**Supplied information:**
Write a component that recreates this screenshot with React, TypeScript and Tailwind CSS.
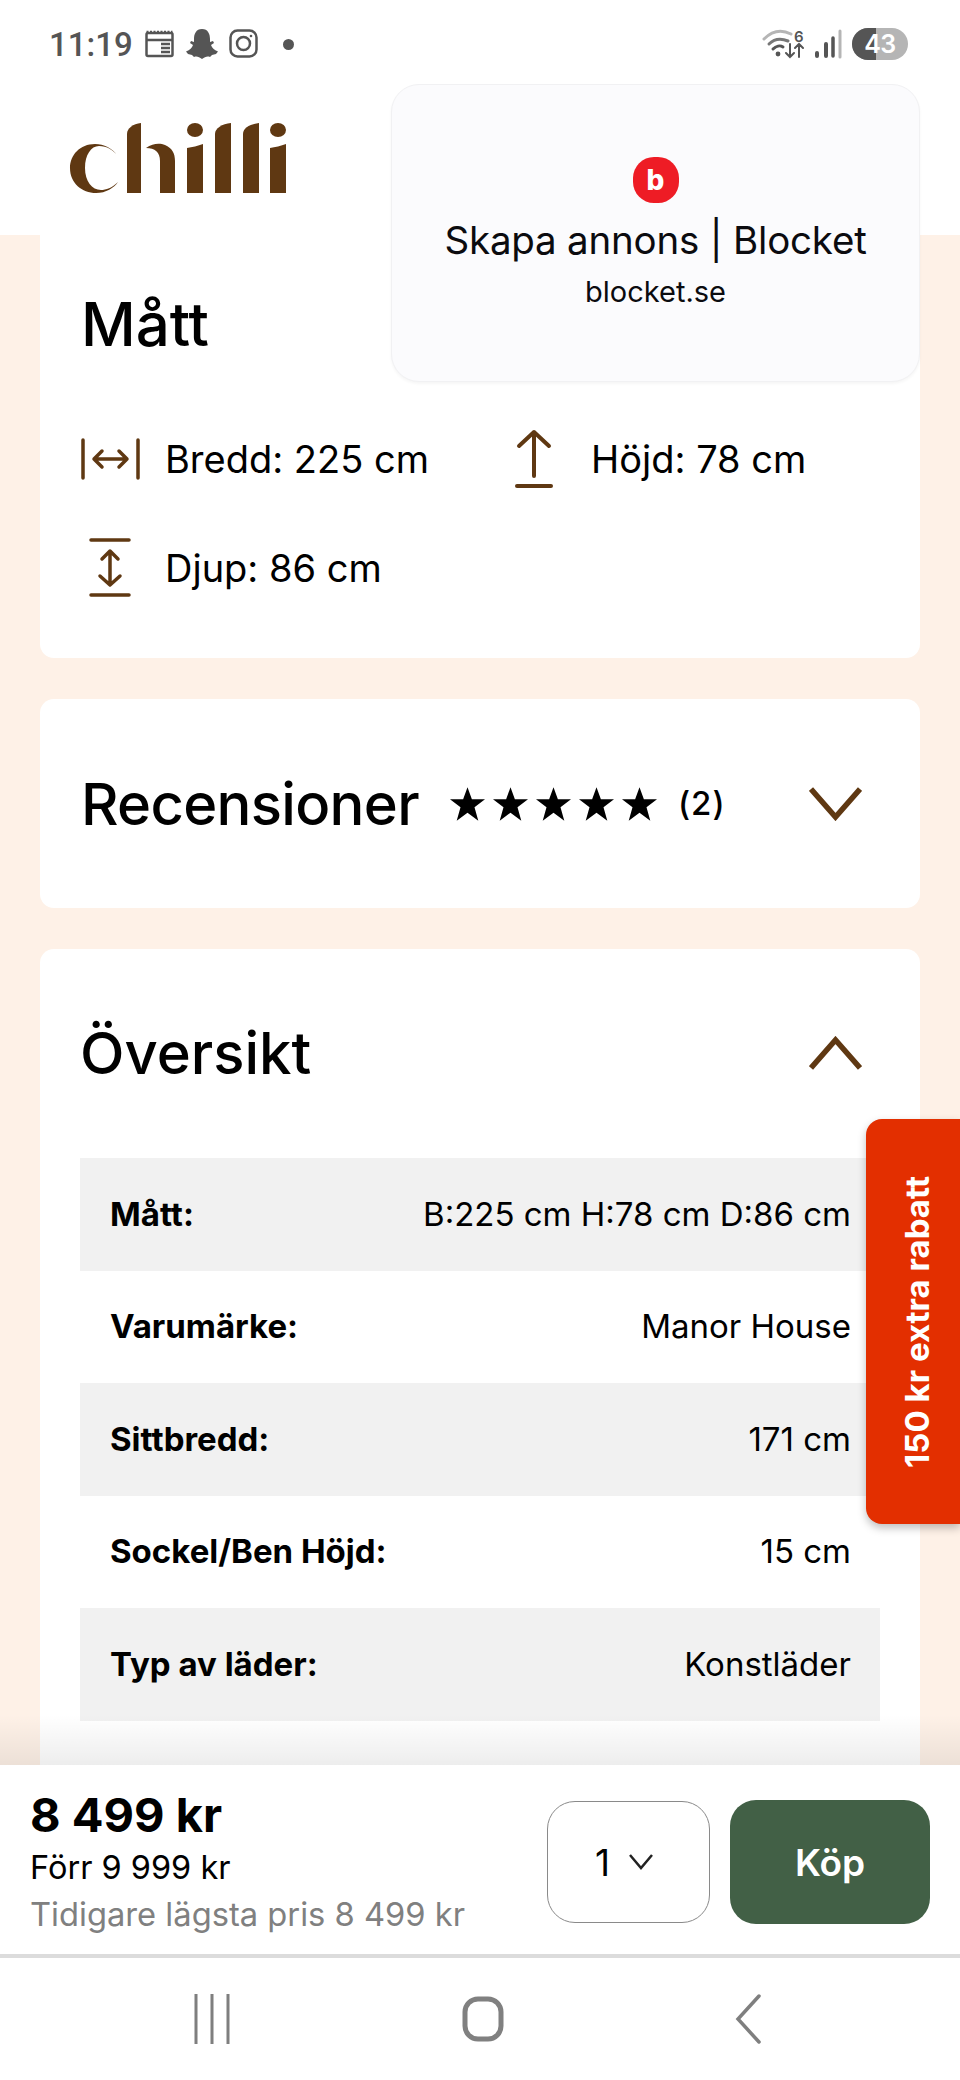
const brown = "#5f3812";

function Logo() {
  return (
    <svg width="224" height="76" viewBox="67 120 224 76" fill={brown}>
      <path d="M118 156C112 148 104 144 95 144C80 144 70 155 70 168C70 183 82 193 96 193C106 193 114 188 118 182C112 188 106 190 101 190C92 190 85 181 85 168C85 155 91 146 99 146C107 146 113 150 118 156Z" />
      <path d="M127 193V134C127 128 133 124 141 123V193Z" />
      <path d="M146 148C153 143 160 143 165 145C172 148 175 153 175 161V193H160V161C160 152 155 148 146 148Z" />
      <path d="M187 193V148C192 147 198 146 203 144V193Z" />
      <ellipse cx="195" cy="130" rx="8" ry="7" />
      <path d="M215 193V134C215 128 222 124 231 123V193Z" />
      <path d="M243 193V134C243 128 250 124 259 123V193Z" />
      <path d="M270 193V148C275 147 281 146 286 144V193Z" />
      <ellipse cx="278" cy="130" rx="8" ry="7" />
    </svg>
  );
}

function StatusLeft() {
  return (
    <div className="flex items-center text-[#555555]">
      <span className="w-[80px] font-['Roboto',sans-serif] text-[33px] leading-none font-medium">11:19</span>
      <svg className="ml-[16px]" width="30" height="28" viewBox="0 0 30 28" fill="none" stroke="#555555" strokeWidth="2.5">
        <rect x="1.5" y="3" width="26" height="23" rx="1.5" />
        <path d="M1.5 2h26" strokeDasharray="2 1.5" />
        <path d="M1.5 10H27.5M16 14H25M16 18H25M16 22H25" />
      </svg>
      <svg className="ml-[11px]" width="32" height="30" viewBox="0 0 32 30" fill="#555555">
        <path d="M16 0C22 0 24 5 24 10V13L27 12L28 14L25 16C26 19 28 21 32 22.5L30 25L26 26L24 28C21 27 19 28 16 30C13 28 11 27 8 28L6 26L2 25L0 22.5C4 21 6 19 7 16L4 14L5 12L8 13V10C8 5 10 0 16 0Z" />
      </svg>
      <svg className="ml-[11px]" width="30" height="30" viewBox="0 0 30 30" fill="none" stroke="#555555" strokeWidth="2.5">
        <rect x="1.5" y="1.5" width="26" height="26" rx="7" />
        <circle cx="14.5" cy="14.5" r="6.5" />
        <circle cx="22" cy="7" r="1.3" fill="#555555" stroke="none" />
      </svg>
      <span className="ml-[24px] h-[11px] w-[11px] rounded-full bg-[#555555]" />
    </div>
  );
}

function StatusRight() {
  return (
    <div className="flex items-center">
      <div className="relative">
        <svg width="42" height="30" viewBox="0 0 42 30" fill="none" strokeLinecap="round" className="block">
          <path d="M2 10C11 1 21 1 29 5" stroke="#b5b5b5" strokeWidth="3" />
          <path d="M7 15C13 9 19 9 26 12" stroke="#777777" strokeWidth="3" />
          <path d="M11 20C14 17 18 16 21 18" stroke="#555555" strokeWidth="3" />
          <circle cx="16" cy="25" r="2.4" fill="#555555" />
          <path d="M28 15V28M24 24L28 28L32 24M37 28V15M33 19L37 15L41 19" stroke="#555555" strokeWidth="2" />
        </svg>
        <span className="absolute left-[32px] top-[0px] text-[15px] leading-none font-semibold text-[#555555]">6</span>
      </div>
      <svg className="ml-[10px]" width="28" height="30" viewBox="0 0 28 30" strokeLinecap="round">
        <path d="M3 24V27M12 15V27" stroke="#555555" strokeWidth="4" fill="none" />
        <path d="M19 9V27" stroke="#555555" strokeWidth="3.5" fill="none" />
        <path d="M26 2V28" stroke="#b5b5b5" strokeWidth="3" fill="none" />
      </svg>
      <div className="ml-[10px] relative flex h-[32px] w-[56px] items-center justify-center overflow-hidden rounded-full bg-[#b5b5b5]">
        <div className="absolute inset-y-0 left-0 w-[24px] bg-[#555555]" />
        <span className="relative text-[25px] leading-none font-semibold text-white tracking-[-0.5px]">43</span>
      </div>
    </div>
  );
}

function Popup() {
  return (
    <div className="absolute left-[391px] top-[84px] flex h-[298px] w-[529px] flex-col items-center rounded-[28px] border border-[#f1f1f3] bg-[#fbfbfd] pt-[72px] shadow-[0_2px_3px_rgba(0,0,0,0.04)]">
      <div className="flex h-[46px] w-[46px] items-center justify-center rounded-[21px] bg-[#ee1c25] text-[28px] leading-none font-extrabold text-white">b</div>
      <div className="mt-[13px] text-[38.5px] leading-[48px] text-[#0b0b0f] font-normal tracking-[-0.2px]">Skapa annons | Blocket</div>
      <div className="mt-[10px] text-[29px] leading-[36px] text-[#0b0b0f]">blocket.se</div>
    </div>
  );
}

function Measure({ icon, text, className }: { icon: React.ReactNode; text: string; className?: string }) {
  return (
    <div className={"flex items-center " + (className ?? "")}>
      <div className="flex w-[84px] shrink-0 justify-start">{icon}</div>
      <span className="text-[38px] leading-[44px] text-black">{text}</span>
    </div>
  );
}

const icoProps = { fill: "none", stroke: brown, strokeLinecap: "round" as const, strokeLinejoin: "round" as const };

function WidthIcon() {
  return (
    <svg width="62" height="42" viewBox="0 0 62 42" {...icoProps} strokeWidth="3.5">
      <path d="M2 2V40M57 2V40" />
      <path d="M13 21H46M21 13L13 21L21 29M38 13L46 21L38 29" />
    </svg>
  );
}
function HeightIcon() {
  return (
    <svg width="40" height="60" viewBox="0 0 40 60" {...icoProps} strokeWidth="4">
      <path d="M20 3V47M5 17L20 3L35 17" />
      <path d="M3 57H37" />
    </svg>
  );
}
function DepthIcon() {
  return (
    <svg width="62" height="60" viewBox="0 0 62 60" {...icoProps} strokeWidth="3.5">
      <path d="M10 2H48M10 57H48" />
      <path d="M29 13V46M21 21L29 13L37 21M19 38L29 47L39 38" />
    </svg>
  );
}

function Chevron({ up }: { up?: boolean }) {
  return (
    <svg width="53" height="34" viewBox="0 0 53 34" fill="none" stroke={brown} strokeWidth="5.5">
      <path d={up ? "M2 32L26.5 4L51 32" : "M2 2L26.5 30L51 2"} />
    </svg>
  );
}

function Star() {
  return (
    <svg width="35" height="34" viewBox="0 0 24 23" fill="#000000">
      <path d="M12 0L15 8.3H24L16.8 13.8L19.4 23L12 17.5L4.6 23L7.2 13.8L0 8.3H9Z" />
    </svg>
  );
}

const rows: [string, string][] = [
  ["Mått:", "B:225 cm H:78 cm D:86 cm"],
  ["Varumärke:", "Manor House"],
  ["Sittbredd:", "171 cm"],
  ["Sockel/Ben Höjd:", "15 cm"],
  ["Typ av läder:", "Konstläder"],
  ["Design:", ""],
];

export default function App() {
  return (
    <div className="relative flex h-[2080px] w-[960px] flex-col overflow-hidden bg-white font-['Inter','Liberation_Sans',sans-serif]">
      <header className="h-[235px] shrink-0 bg-white">
        <div className="flex h-[84px] items-center justify-between pl-[49px] pr-[52px] pt-[4px]">
          <StatusLeft />
          <StatusRight />
        </div>
        <div className="pl-[67px] pt-[36px]">
          <Logo />
        </div>
      </header>

      <main className="relative min-h-0 flex-1 overflow-hidden bg-[#fef1e7] px-[40px]">
        <section className="rounded-b-[14px] bg-white px-[41px] pt-[54px] h-[423px]">
          <h2 className="text-[60px] leading-[70px] font-medium text-black">Mått</h2>
          <div className="mt-[64px] flex h-[72px] items-center">
            <div className="w-[433px]"><Measure icon={<WidthIcon />} text="Bredd: 225 cm" /></div>
            <Measure icon={<HeightIcon />} text="Höjd: 78 cm" className="[&>div]:w-[77px]" />
          </div>
          <div className="mt-[37px] flex h-[72px] items-center">
            <Measure icon={<DepthIcon />} text="Djup: 86 cm" />
          </div>
        </section>

        <section className="mt-[41px] flex h-[209px] items-center rounded-[14px] bg-white pl-[41px] pr-[58px]">
          <h2 className="text-[58px] leading-[70px] font-medium tracking-[-0.7px] text-black">Recensioner</h2>
          <div className="ml-[31px] flex items-center gap-[8px]">
            <Star /><Star /><Star /><Star /><Star />
          </div>
          <span className="ml-[21px] text-[33px] font-medium tracking-[1px] text-black">(2)</span>
          <div className="ml-auto"><Chevron /></div>
        </section>

        <section className="mt-[41px] rounded-[14px] bg-white px-[40px] pt-[67px]">
          <div className="flex h-[74px] items-center justify-between pr-[18px]">
            <h2 className="text-[58px] leading-[70px] font-medium text-black">Översikt</h2>
            <Chevron up />
          </div>
          <div className="mt-[68px]">
            {rows.map(([k, v], i) => (
              <div key={k} className={"flex h-[112.5px] items-center justify-between pl-[30px] pr-[29px] text-[33px] text-black " + (i % 2 === 0 ? "bg-[#f1f1f1]" : "bg-white") + (i === 5 ? " pt-[8px]" : "")}>
                <span className="font-bold">{k}</span>
                <span>{v}</span>
              </div>
            ))}
          </div>
        </section>

        <div className="absolute inset-x-0 bottom-0 h-[50px] bg-gradient-to-b from-transparent to-[#00000012]" />

        <div className="absolute right-0 top-[884px] flex h-[405px] w-[94px] items-center justify-center rounded-l-[16px] bg-[#e32f00] pl-[8px] shadow-[0_4px_8px_rgba(0,0,0,0.25)]">
          <span className="rotate-180 text-[33px] leading-none font-bold text-white [writing-mode:vertical-rl]">150 kr extra rabatt</span>
        </div>
      </main>

      <div className="flex h-[193px] shrink-0 items-start justify-between bg-white pl-[30px] pr-[30px] border-b-[4px] border-[#dcdcdc]">
        <div className="pt-[24px]">
          <div className="text-[47px] leading-[52px] font-bold text-black">8 499 kr</div>
          <div className="mt-[8px] text-[32.5px] leading-[38px] text-black">Förr 9 999 kr</div>
          <div className="mt-[8px] text-[32.7px] leading-[38px] text-[#808080]">Tidigare lägsta pris 8 499 kr</div>
        </div>
        <div className="flex items-center gap-[20px] pt-[35px]">
          <div className="flex h-[122px] w-[163px] items-center justify-center gap-[18px] rounded-[28px] border-[1.5px] border-[#8a8a8a] bg-white pr-[8px]">
            <span className="text-[37px] leading-none text-black">1</span>
            <svg width="26" height="18" viewBox="0 0 26 18" fill="none" stroke="#222222" strokeWidth="2.5">
              <path d="M2 2L13 15L24 2" />
            </svg>
          </div>
          <div className="flex h-[124px] w-[200px] items-center justify-center rounded-[26px] bg-[#426046] text-[37px] leading-none font-semibold text-white">Köp</div>
        </div>
      </div>

      <nav className="flex h-[122px] shrink-0 items-center justify-between bg-white pl-[194px] pr-[199px]">
        <svg width="36" height="50" viewBox="0 0 36 50" fill="none" stroke="#7f7f7f" strokeWidth="3">
          <path d="M2 0V50M18 0V50M34 0V50" />
        </svg>
        <svg width="42" height="46" viewBox="0 0 42 46" fill="none" stroke="#808080" strokeWidth="5">
          <rect x="3" y="3" width="36" height="40" rx="13" />
        </svg>
        <svg width="26" height="50" viewBox="0 0 26 50" fill="none" stroke="#7f7f7f" strokeWidth="3.5" strokeLinecap="round">
          <path d="M24 2L3 25L24 48" />
        </svg>
      </nav>

      <Popup />
    </div>
  );
}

**Required work:** Which lines include the word "React"? List them all.

**Exercise answer:**
Write a component that recreates this screenshot with React, TypeScript and Tailwind CSS.
function Measure({ icon, text, className }: { icon: React.ReactNode; text: string; className?: string }) {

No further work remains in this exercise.